Thursday, May 30, 2013

HOW TO CROCHET A SLEEVELESS JACKET PART 2



 Hi there,

This is part 2 of How to Crochet a Sleeveless Jacket.  I hope you are enjoying making this jacket so far and if you need any help feel free to ask me any questions.  The best is to work with the pattern and the video together!




On the video I say row 1 and row 2 but it is actually row 2 and row 3 – oops sorry!

PART 2 ARMHOLE

Continue straight with your pattern, all the way to your armhole until you feel the length is long enough
Finish with row 3 on the pattern and let’s start the armhole (leave the thread as a marker)

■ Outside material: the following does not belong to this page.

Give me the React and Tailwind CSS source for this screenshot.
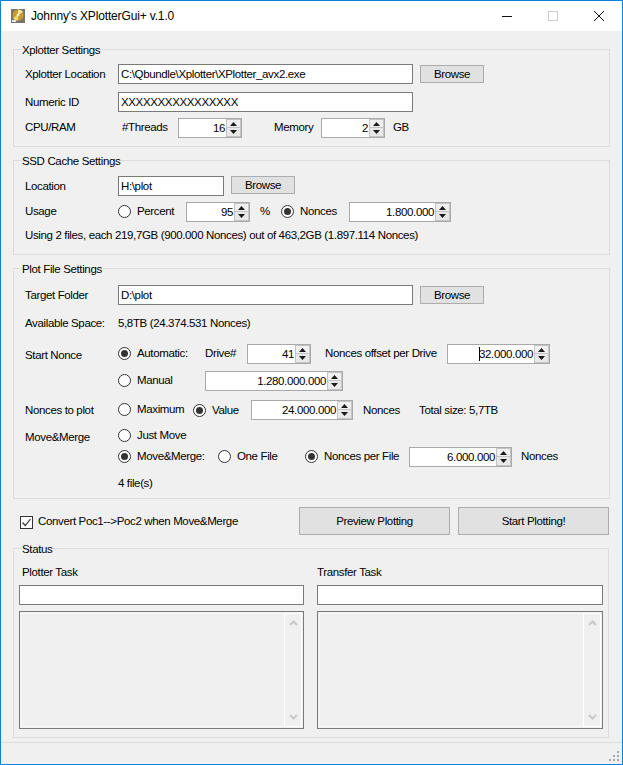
const font = { fontFamily: '"Liberation Sans", Arial, sans-serif' };

function Icon() {
  return (
    <svg width="16" height="16" viewBox="0 0 16 16" className="shrink-0">
      <rect width="14" height="14" x="1" y="1" fill="#77756c" />
      <circle cx="8" cy="7" r="5.5" fill="#c99a2a" />
      <path d="M8 7 L13 4 A5.5 5.5 0 0 0 8 1.5Z" fill="#f6e7a0" />
      <path d="M8 7 L3 10 A5.5 5.5 0 0 0 8 12.5Z" fill="#f2d777" />
      <circle cx="8" cy="7" r="1.4" fill="#efefe0" />
      <rect x="2" y="12" width="4" height="2" fill="#e8e8e0" />
    </svg>
  );
}

function Group({ title, className, children }) {
  return (
    <div className={`relative border border-[#dcdcdc] ${className}`}>
      <span className="absolute left-[8px] top-[-7px] bg-[#f0f0f0] leading-[14px]">{title}</span>
      {children}
    </div>
  );
}

function Row({ className = "", children }) {
  return <div className={`flex h-[20px] items-center ${className}`}>{children}</div>;
}

function Text({ className = "", children }) {
  return <div className={`shrink-0 whitespace-nowrap leading-[14px] ${className}`}>{children}</div>;
}

function Input({ className = "", value = "" }) {
  return (
    <div className={`flex h-[20px] shrink-0 items-center border border-[#7a7a7a] bg-white pl-[2px] leading-[14px] whitespace-nowrap ${className}`}>
      {value}
    </div>
  );
}

function Button({ className = "", children }) {
  return (
    <div className={`flex shrink-0 items-center justify-center border border-[#adadad] bg-[#e1e1e1] leading-[14px] ${className}`}>
      {children}
    </div>
  );
}

function Arrow({ down }) {
  return (
    <svg width="7" height="4" viewBox="0 0 7 4" className="block">
      <path d={down ? "M0 0H7L3.5 4Z" : "M0 4H7L3.5 0Z"} fill="#1a1a1a" />
    </svg>
  );
}

function Spinner({ className = "", value, caret }) {
  return (
    <div className={`flex h-[20px] shrink-0 border border-[#a9a9a9] bg-white ${className}`}>
      <div className="flex min-w-0 flex-1 items-center justify-end pb-[1px] pr-[1px] leading-[14px] whitespace-nowrap">
        {caret && <span className="mr-[-1px] h-[14px] w-[1px] bg-black" />}
        {value}
      </div>
      <div className="flex w-[15px] shrink-0 flex-col">
        <div className="flex h-[9px] items-center justify-center border border-[#c4c4c4] bg-[#f0f0f0]"><Arrow /></div>
        <div className="flex h-[9px] items-center justify-center border border-t-0 border-[#c4c4c4] bg-[#e8e8e8]"><Arrow down /></div>
      </div>
    </div>
  );
}

function Radio({ on, className = "", label, labelClass = "" }) {
  return (
    <div className={`flex shrink-0 items-center ${className}`}>
      <div className="flex h-[13px] w-[13px] shrink-0 items-center justify-center rounded-full border border-[#333333] bg-white">
        {on && <div className="h-[7px] w-[7px] rounded-full bg-[#333333]" />}
      </div>
      <Text className={`ml-[6px] ${labelClass}`}>{label}</Text>
    </div>
  );
}

function LogBox() {
  return (
    <div className="mt-[6px] flex h-[118px] border border-[#7a7a7a] bg-[#f0f0f0] p-[1px]">
      <div className="flex-1 border-y border-l border-[#f8f8f8]" />
      <div className="flex w-[18px] shrink-0 flex-col items-center justify-between border border-white py-[6px]">
        <svg width="9" height="6" viewBox="0 0 9 6"><path d="M1 5L4.5 1.5L8 5" fill="none" stroke="#c8c8c8" strokeWidth="2" /></svg>
        <svg width="9" height="6" viewBox="0 0 9 6"><path d="M1 1L4.5 4.5L8 1" fill="none" stroke="#c8c8c8" strokeWidth="2" /></svg>
      </div>
    </div>
  );
}

function Grip() {
  const dots = [[8, 0], [4, 4], [8, 4], [0, 8], [4, 8], [8, 8]];
  return (
    <svg width="10" height="10" viewBox="0 0 10 10">
      {dots.map(([x, y]) => <rect key={`${x}-${y}`} x={x} y={y} width="2" height="2" fill="#a6a6a6" />)}
    </svg>
  );
}

export default function App() {
  return (
    <div style={font} className="flex h-[765px] w-[623px] flex-col border border-[#0a84d8] bg-[#f0f0f0] text-[11.5px] tracking-[-0.36px] text-black">
      <div className="flex h-[30px] shrink-0 items-center bg-white pl-[9px]">
        <Icon />
        <div className="ml-[5px] text-[12px] tracking-[-0.15px]">Johnny's XPlotterGui+ v.1.0</div>
        <div className="ml-auto flex items-center">
          <svg width="46" height="30" viewBox="0 0 46 30"><path d="M18 15.5H28" stroke="#111" strokeWidth="1" /></svg>
          <svg width="46" height="30" viewBox="0 0 46 30"><rect x="18.5" y="10.5" width="9" height="9" fill="none" stroke="#cccccc" /></svg>
          <svg width="46" height="30" viewBox="0 0 46 30"><path d="M18 10L28 20M28 10L18 20" stroke="#111" strokeWidth="1" /></svg>
        </div>
      </div>

      <div className="flex flex-1 flex-col px-[12px]">
        <Group title="Xplotter Settings" className="mt-[18px] h-[98px] pt-[14px]">
          <Row className="pl-[11px]">
            <Text className="w-[93px]">Xplotter Location</Text>
            <Input className="w-[295px]" value="C:\Qbundle\Xplotter\XPlotter_avx2.exe" />
            <Button className="ml-[7px] h-[18px] w-[64px]">Browse</Button>
          </Row>
          <Row className="mt-[8px] pl-[11px]">
            <Text className="w-[93px]">Numeric ID</Text>
            <Input className="w-[295px]" value="XXXXXXXXXXXXXXXX" />
          </Row>
          <Row className="mt-[6px] pl-[11px]">
            <Text className="mb-[2px] w-[97px]">CPU/RAM</Text>
            <Text className="mb-[2px] w-[56px]">#Threads</Text>
            <Spinner className="w-[64px]" value="16" />
            <Text className="mb-[2px] ml-[32px] w-[47px]">Memory</Text>
            <Spinner className="w-[64px]" value="2" />
            <Text className="mb-[2px] ml-[8px]">GB</Text>
          </Row>
        </Group>

        <Group title="SSD Cache Settings" className="mt-[13px] h-[95px] pt-[15px]">
          <Row className="pl-[11px]">
            <Text className="w-[93px]">Location</Text>
            <Input className="w-[106px]" value="H:\plot" />
            <Button className="mb-[2px] ml-[7px] h-[18px] w-[64px]">Browse</Button>
          </Row>
          <Row className="mt-[6px] pl-[11px]">
            <Text className="mb-[2px] w-[93px]">Usage</Text>
            <Radio className="mb-[2px] w-[68px]" label="Percent" />
            <Spinner className="w-[64px]" value="95" />
            <Text className="mb-[2px] ml-[10px] w-[21px]">%</Text>
            <Radio className="mb-[2px] w-[68px]" on label="Nonces" />
            <Spinner className="w-[102px]" value="1.800.000" />
          </Row>
          <Row className="mt-[3px] pl-[11px]">
            <Text>Using 2 files, each 219,7GB (900.000 Nonces) out of 463,2GB (1.897.114 Nonces)</Text>
          </Row>
        </Group>

        <Group title="Plot File Settings" className="mt-[13px] h-[231px] pt-[16px]">
          <Row className="pl-[11px]">
            <Text className="w-[93px]">Target Folder</Text>
            <Input className="w-[295px]" value="D:\plot" />
            <Button className="ml-[7px] h-[18px] w-[64px]">Browse</Button>
          </Row>
          <Row className="mt-[8px] pl-[11px]">
            <Text className="w-[93px]">Available Space:</Text>
            <Text>5,8TB (24.374.531 Nonces)</Text>
          </Row>
          <Row className="mt-[11px] pl-[11px]">
            <Text className="mt-[2px] w-[93px]">Start Nonce</Text>
            <Radio className="mb-[2px] w-[87px]" on label="Automatic:" />
            <Text className="mb-[2px] w-[42px]">Drive#</Text>
            <Spinner className="w-[64px]" value="41" />
            <Text className="mb-[2px] ml-[14px] w-[122px]">Nonces offset per Drive</Text>
            <Spinner className="w-[103px]" value="32.000.000" caret />
          </Row>
          <Row className="mt-[7px] pl-[104px]">
            <Radio className="mb-[2px] w-[87px]" label="Manual" />
            <Spinner className="w-[138px]" value="1.280.000.000" />
          </Row>
          <Row className="mt-[9px] pl-[11px]">
            <Text className="w-[93px]">Nonces to plot</Text>
            <Radio className="mb-[2px] w-[75px]" label="Maximum" />
            <Radio className="w-[58px]" on label="Value" />
            <Spinner className="w-[102px]" value="24.000.000" />
            <Text className="ml-[10px] w-[56px]">Nonces</Text>
            <Text>Total size: 5,7TB</Text>
          </Row>
          <Row className="mt-[5px] pl-[11px]">
            <Text className="mt-[4px] w-[93px]">Move&amp;Merge</Text>
            <Radio label="Just Move" />
          </Row>
          <Row className="mt-[2px] pl-[104px]">
            <Radio className="mb-[2px] w-[100px]" on label="Move&amp;Merge:" />
            <Radio className="mb-[2px] w-[87px]" label="One File" />
            <Radio className="mb-[2px] w-[104px]" on label="Nonces per File" />
            <Spinner className="w-[103px]" value="6.000.000" />
            <Text className="mb-[2px] ml-[9px]">Nonces</Text>
          </Row>
          <Row className="mt-[6px] pl-[104px]">
            <Text>4 file(s)</Text>
          </Row>
        </Group>

        <div className="mt-[8px] flex h-[28px] shrink-0 items-center pl-[7px]">
          <div className="mt-[2px] flex h-[13px] w-[13px] shrink-0 items-center justify-center border border-[#333333] bg-white">
            <svg width="11" height="11" viewBox="0 0 11 11"><path d="M1.5 5.5L4.3 8.5L9.5 2" fill="none" stroke="#333333" strokeWidth="1.2" /></svg>
          </div>
          <Text className="ml-[5px] w-[261px]">Convert Poc1--&gt;Poc2 when Move&amp;Merge</Text>
          <Button className="h-[28px] w-[151px]">Preview Plotting</Button>
          <Button className="ml-[8px] h-[28px] w-[151px]">Start Plotting!</Button>
        </div>

        <Group title="Status" className="mt-[13px] h-[190px] w-[596px] pt-[16px]">
          <div className="flex pl-[5px]">
            <div className="w-[285px]">
              <Text className="pl-[3px]">Plotter Task</Text>
              <Input className="mt-[6px]" />
              <LogBox />
            </div>
            <div className="ml-[13px] w-[286px]">
              <Text>Transfer Task</Text>
              <Input className="mt-[6px]" />
              <LogBox />
            </div>
          </div>
        </Group>
      </div>

      <div className="mt-[4px] flex h-[22px] shrink-0 items-end justify-end border-t border-[#dcdcdc] pb-[3px] pr-[3px]">
        <Grip />
      </div>
    </div>
  );
}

Count the number of chain spaces you have in the row and divide that in half, either 2 equal halves or one will have one more than the other.
The one half  is for the back and the other half is divided between the 2 fronts.
If you have say 25 ch spaces you can divide 13 for the back and 12 for the front (6 and 6 for the front) The front must have to equal amounts.
If you have 26 ch spaces you would have 13 for the back and 13 for the front but the 13 for the front doesn’t divide equally, so you would rather take 14 for the back and 12 (6 and 6) for the front.  Or you could do 12 for the back and divide the 14 (7 and 7).  I would probably do the larger number for the back.
With say 27 you would use 13 and 14 (here you would have to use the smaller number for the back as it is better than 15 for the back and only 12 for the front
As long as the front is divided equally, keeping your back and front ratio as close as you can.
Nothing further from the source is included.